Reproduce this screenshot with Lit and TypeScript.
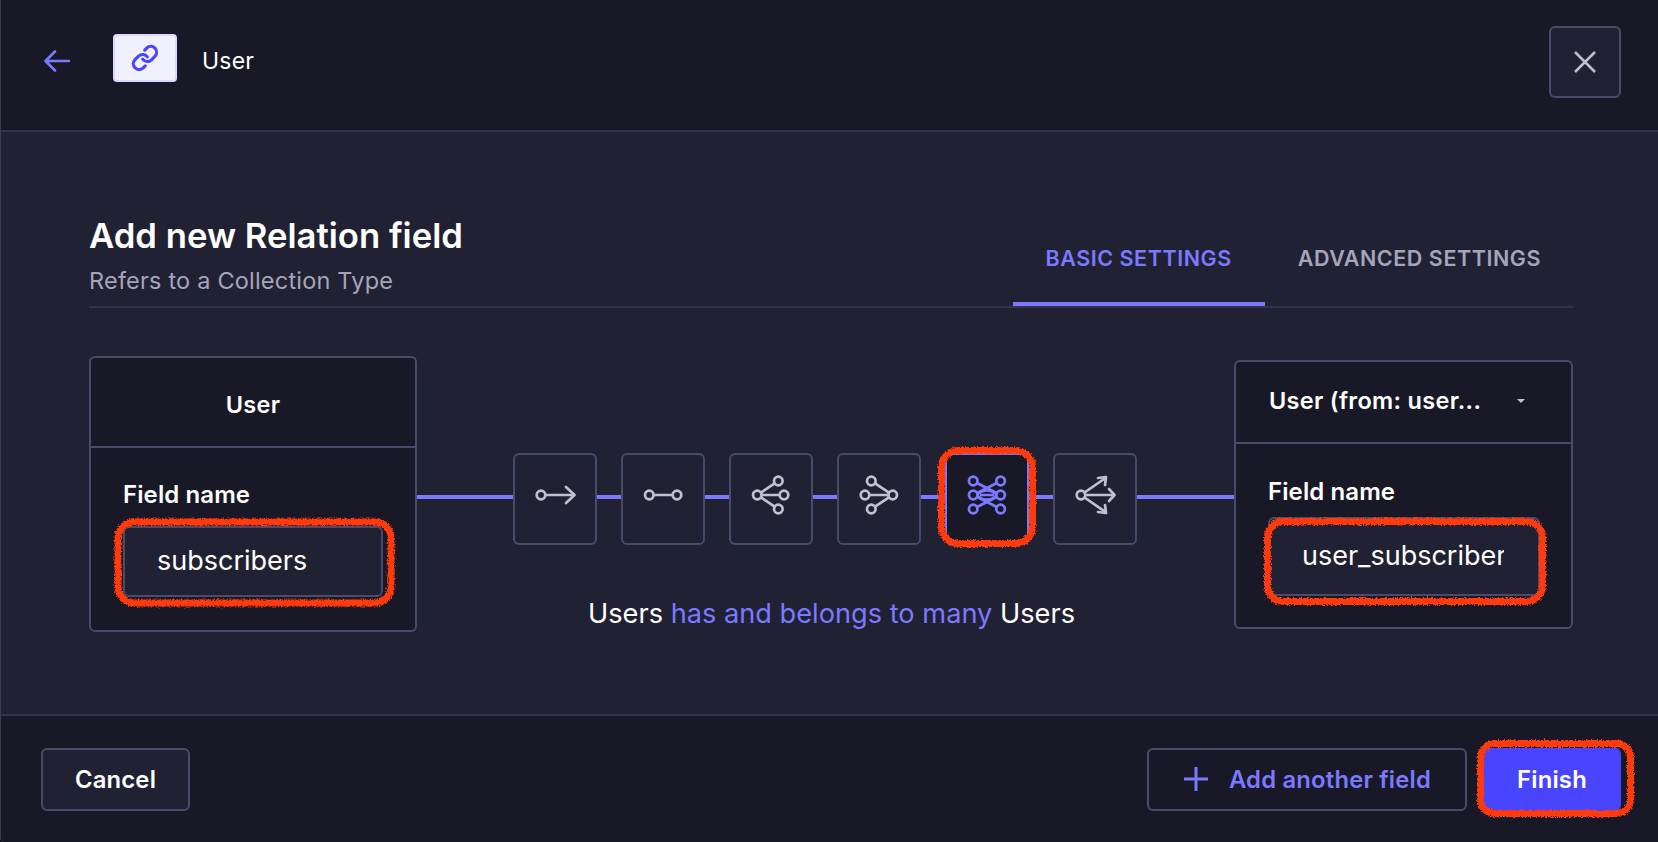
import { LitElement, html, css, svg } from "lit";
import { customElement } from "lit/decorators.js";

const dot = (x: number, y: number) => svg`<circle cx=${x} cy=${y} r="4.3"></circle>`;
const ln = (a: number, b: number, c: number, d: number) => svg`<line x1=${a} y1=${b} x2=${c} y2=${d}></line>`;

const relationIcons = [
  svg`${dot(8, 22)}${ln(12.3, 22, 41, 22)}<polyline points="33,14 41.5,22 33,30"></polyline>`,
  svg`${dot(8.3, 22)}${dot(36, 22)}${ln(12.6, 22, 31.7, 22)}`,
  svg`${dot(8.3, 22)}${dot(29.3, 8)}${dot(35, 22)}${dot(29.3, 36)}${ln(12, 19.6, 25.6, 10.4)}${ln(12.6, 22, 30.7, 22)}${ln(12, 24.4, 25.6, 33.6)}`,
  svg`${dot(14.3, 8)}${dot(8, 22)}${dot(14.3, 36)}${dot(35.7, 22)}${ln(18, 10.4, 32, 19.6)}${ln(12.3, 22, 31.4, 22)}${ln(18, 33.6, 32, 24.4)}`,
  svg`${dot(8.2, 8)}${dot(8.2, 22)}${dot(8.2, 36)}${dot(35.6, 8)}${dot(35.6, 22)}${dot(35.6, 36)}
      ${ln(12, 10, 31.6, 20)}${ln(12, 34, 31.6, 24)}${ln(31.8, 10, 12.2, 20)}${ln(31.8, 34, 12.2, 24)}
      ${ln(16, 22, 28, 22)}<path d="M12.5 21Q22 13.5 31.3 21"></path><path d="M12.5 23Q22 30.5 31.3 23"></path>`,
  svg`${dot(8, 22)}${ln(12.3, 22, 41, 22)}<polyline points="36,16 41.5,22 36,28"></polyline>
      ${ln(11.5, 19.5, 32.5, 5)}<polyline points="25,5 33,4 32,12"></polyline>
      ${ln(11.5, 24.5, 32.5, 39)}<polyline points="25,39 33,40 32,32"></polyline>`,
];

@customElement("app-root")
export class AppRoot extends LitElement {
  static styles = css`
    :host {
      display: block;
      width: 1658px;
      height: 842px;
      background: #0f0f18;
      font-family: Inter, "Liberation Sans", sans-serif;
      color: #ffffff;
    }
    * { box-sizing: border-box; }
    .modal {
      position: relative;
      width: 100%;
      height: 100%;
      display: flex;
      flex-direction: column;
      border-left: 1px solid #3a3a55;
      border-bottom-left-radius: 4px;
      overflow: hidden;
      background: #212134;
    }
    .top {
      height: 132px;
      flex: none;
      display: flex;
      align-items: center;
      padding: 0 37px 7px 43px;
      background: #181826;
      border-bottom: 2px solid #32324d;
    }
    .back { width: 26px; height: 22px; flex: none; margin-right: 43px; margin-bottom: 2px; }
    .back path { fill: none; stroke: #7b79ff; stroke-width: 2.6; stroke-linecap: round; stroke-linejoin: round; }
    .logo {
      width: 64px;
      height: 48px;
      flex: none;
      margin-right: 25px;
      margin-bottom: 7px;
      background: #f0f0ff;
      border: 2px solid #d9d8ff;
      border-radius: 4px;
      display: flex;
      align-items: center;
      justify-content: center;
    }
    .logo svg { width: 28px; height: 28px; }
    .logo path { fill: none; stroke: #4945ff; stroke-width: 2.7; stroke-linecap: round; stroke-linejoin: round; }
    .crumb { font-size: 23px; line-height: 30px; letter-spacing: 0.2px; color: #ffffff; margin-bottom: 1px; }
    .close {
      margin-left: auto;
      width: 72px;
      height: 72px;
      flex: none;
      background: #212134;
      border: 2px solid #4a4a6a;
      border-radius: 6px;
      display: flex;
      align-items: center;
      justify-content: center;
      padding: 0;
    }
    .close svg { width: 24px; height: 24px; }
    .close line { stroke: #c0c0cf; stroke-width: 2.5; }
    .body { flex: 1; padding: 83px 85px 0 88px; min-height: 0; }
    .head {
      display: flex;
      justify-content: space-between;
      align-items: flex-end;
      border-bottom: 2px solid #32324d;
    }
    .titles { padding-bottom: 10px; }
    h1 { margin: 0; font-size: 34.7px; line-height: 40px; font-weight: 600; color: #ffffff; }
    .sub { margin-top: 11px; font-size: 23.5px; line-height: 30px; letter-spacing: 0.2px; color: #a5a5ba; }
    .tabs { display: flex; margin-right: -1px; }
    .tab {
      padding: 0 33px 30px;
      font-size: 21.5px;
      line-height: 28px;
      font-weight: 600;
      letter-spacing: 0.55px;
      text-transform: uppercase;
      color: #a5a5ba;
      border-bottom: 4px solid transparent;
      white-space: nowrap;
    }
    .tab.active { color: #7b79ff; border-bottom-color: #7b79ff; }
    .relation { display: flex; align-items: flex-start; margin-top: 48px; }
    .card {
      flex: none;
      background: #181826;
      border: 2px solid #4a4a6a;
      border-radius: 6px;
      overflow: hidden;
    }
    .card.left { width: 328px; height: 276px; }
    .card.right { width: 339px; height: 269px; margin-top: 4px; }
    .card-head {
      display: flex;
      align-items: center;
      justify-content: center;
      border-bottom: 2px solid #4a4a6a;
      font-size: 23.5px;
      font-weight: 600;
      letter-spacing: 0.3px;
    }
    .left .card-head { height: 90px; padding-top: 4px; }
    .right .card-head { height: 82px; justify-content: space-between; padding: 0 46px 3px 33px; }
    .caret { width: 8px; height: 4px; flex: none; fill: #c0c0cf; }
    .card-body { padding: 0 32px; }
    .left .card-body { padding-top: 33px; }
    .right .card-body { padding-top: 34px; padding-right: 31px; }
    label { display: block; font-size: 24px; line-height: 28px; font-weight: 600; letter-spacing: 0.1px; color: #ffffff; }
    input {
      display: block;
      width: 100%;
      margin-top: 17px;
      height: 71px;
      padding: 0 34px 2px 32px;
      background: #212134;
      border: 2px solid #4a4a6a;
      border-radius: 6px;
      outline: none;
      color: #ffffff;
      font-family: inherit;
      font-size: 27px;
    }
    .right input { margin-top: 11px; height: 79px; }
    .middle { flex: 1; margin-top: 97px; display: flex; flex-direction: column; align-items: stretch; }
    .chain { display: flex; align-items: center; }
    .seg { height: 4px; background: #7b79ff; margin-top: -4px; }
    .seg.start { flex: 0 0 96px; }
    .seg.end { flex: 1; }
    .seg.mid { flex: 0 0 24px; }
    .rel {
      width: 84px;
      height: 92px;
      flex: none;
      background: #212134;
      border: 2px solid #4a4a6a;
      border-radius: 6px;
      display: flex;
      align-items: center;
      justify-content: center;
      padding-bottom: 8px;
    }
    .rel svg { width: 44px; height: 44px; overflow: visible; }
    .rel svg * { fill: none; stroke: #c0c0cf; stroke-width: 2.7; stroke-linecap: round; stroke-linejoin: round; }
    .rel.active { background: #181826; border-color: #7b79ff; }
    .rel.active svg * { stroke: #7b79ff; }
    .desc {
      margin-top: 51px;
      padding-left: 12px;
      text-align: center;
      font-size: 27.2px;
      line-height: 36px;
      color: #ffffff;
    }
    .desc span { color: #7b79ff; }
    .foot {
      height: 128px;
      flex: none;
      display: flex;
      align-items: center;
      padding: 0 37px 0 40px;
      background: #181826;
      border-top: 2px solid #32324d;
    }
    .btn {
      height: 63px;
      display: flex;
      align-items: center;
      justify-content: center;
      border-radius: 6px;
      font-size: 23.8px;
      font-weight: 600;
      letter-spacing: 0.2px;
      border: 2px solid #4a4a6a;
      white-space: nowrap;
    }
    .cancel { width: 149px; background: #212134; color: #ffffff; }
    .add { margin-left: auto; width: 320px; gap: 20px; color: #7b79ff; background: #181826; }
    .add svg { width: 26px; height: 26px; }
    .add line { stroke: #7b79ff; stroke-width: 3; }
    .finish { margin-left: 16px; width: 138px; background: #4945ff; border-color: #4945ff; color: #ffffff; }
    .marks { position: absolute; left: -1px; top: 0; width: 1658px; height: 842px; pointer-events: none; }
    .marks rect { fill: none; stroke: #ff3b0a; stroke-width: 7; }
  `;

  render() {
    const chain: unknown[] = [];
    relationIcons.forEach((icon, i) => {
      chain.push(html`<div class="seg ${i === 0 ? "start" : "mid"}"></div>`);
      chain.push(html`<div class="rel ${i === 4 ? "active" : ""}"><svg viewBox="0 0 44 44">${icon}</svg></div>`);
    });
    chain.push(html`<div class="seg end"></div>`);

    return html`
      <div class="modal">
        <header class="top">
          <svg class="back" viewBox="0 0 26 22"><path d="M1.5 11H25M11 1.5 1.5 11 11 20.5"></path></svg>
          <div class="logo">
            <svg viewBox="0 0 24 24">
              <path d="M10 13a5 5 0 0 0 7.54.54l3-3a5 5 0 0 0-7.07-7.07l-1.72 1.71"></path>
              <path d="M14 11a5 5 0 0 0-7.54-.54l-3 3a5 5 0 0 0 7.07 7.07l1.71-1.71"></path>
            </svg>
          </div>
          <div class="crumb">User</div>
          <button class="close" aria-label="Close">
            <svg viewBox="0 0 24 24"><line x1="2" y1="2" x2="22" y2="22"></line><line x1="22" y1="2" x2="2" y2="22"></line></svg>
          </button>
        </header>

        <main class="body">
          <div class="head">
            <div class="titles">
              <h1>Add new Relation field</h1>
              <div class="sub">Refers to a Collection Type</div>
            </div>
            <div class="tabs">
              <div class="tab active">Basic settings</div>
              <div class="tab">Advanced settings</div>
            </div>
          </div>

          <div class="relation">
            <section class="card left">
              <div class="card-head">User</div>
              <div class="card-body">
                <label>Field name</label>
                <input .value=${"subscribers"} />
              </div>
            </section>

            <div class="middle">
              <div class="chain">${chain}</div>
              <div class="desc">Users <span>has and belongs to many</span> Users</div>
            </div>

            <section class="card right">
              <div class="card-head">
                <span>User (from: user...</span>
                <svg class="caret" viewBox="0 0 8 4"><path d="M0 0h8L4 4z"></path></svg>
              </div>
              <div class="card-body">
                <label>Field name</label>
                <input .value=${"user_subscribers"} />
              </div>
            </section>
          </div>
        </main>

        <footer class="foot">
          <div class="btn cancel">Cancel</div>
          <div class="btn add">
            <svg viewBox="0 0 26 26"><line x1="13" y1="1" x2="13" y2="25"></line><line x1="1" y1="13" x2="25" y2="13"></line></svg>
            <span>Add another field</span>
          </div>
          <div class="btn finish">Finish</div>
        </footer>

        <svg class="marks" viewBox="0 0 1658 842">
          <defs>
            <filter id="rough" filterUnits="userSpaceOnUse" x="0" y="0" width="1658" height="842">
              <feTurbulence type="fractalNoise" baseFrequency="0.7" numOctaves="2" seed="4" result="n"></feTurbulence>
              <feDisplacementMap in="SourceGraphic" in2="n" scale="5" xChannelSelector="R" yChannelSelector="G"></feDisplacementMap>
            </filter>
          </defs>
          <g filter="url(#rough)">
            <rect x="118" y="522" width="273" height="81" rx="16"></rect>
            <rect x="941.5" y="450.5" width="91" height="93" rx="17"></rect>
            <rect x="1267.5" y="521.5" width="275" height="80" rx="16"></rect>
            <rect x="1480.5" y="743.5" width="150" height="70" rx="14"></rect>
          </g>
        </svg>
      </div>
    `;
  }
}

-*-

Go from the first line of the data above to the line containing "const ln = (a: number, b: number, c: number, d: number)" and retype exactly those lines, both included, but none of the pictures.

EXPECTED ANSWER:
Reproduce this screenshot with Lit and TypeScript.
import { LitElement, html, css, svg } from "lit";
import { customElement } from "lit/decorators.js";

const dot = (x: number, y: number) => svg`<circle cx=${x} cy=${y} r="4.3"></circle>`;
const ln = (a: number, b: number, c: number, d: number) => svg`<line x1=${a} y1=${b} x2=${c} y2=${d}></line>`;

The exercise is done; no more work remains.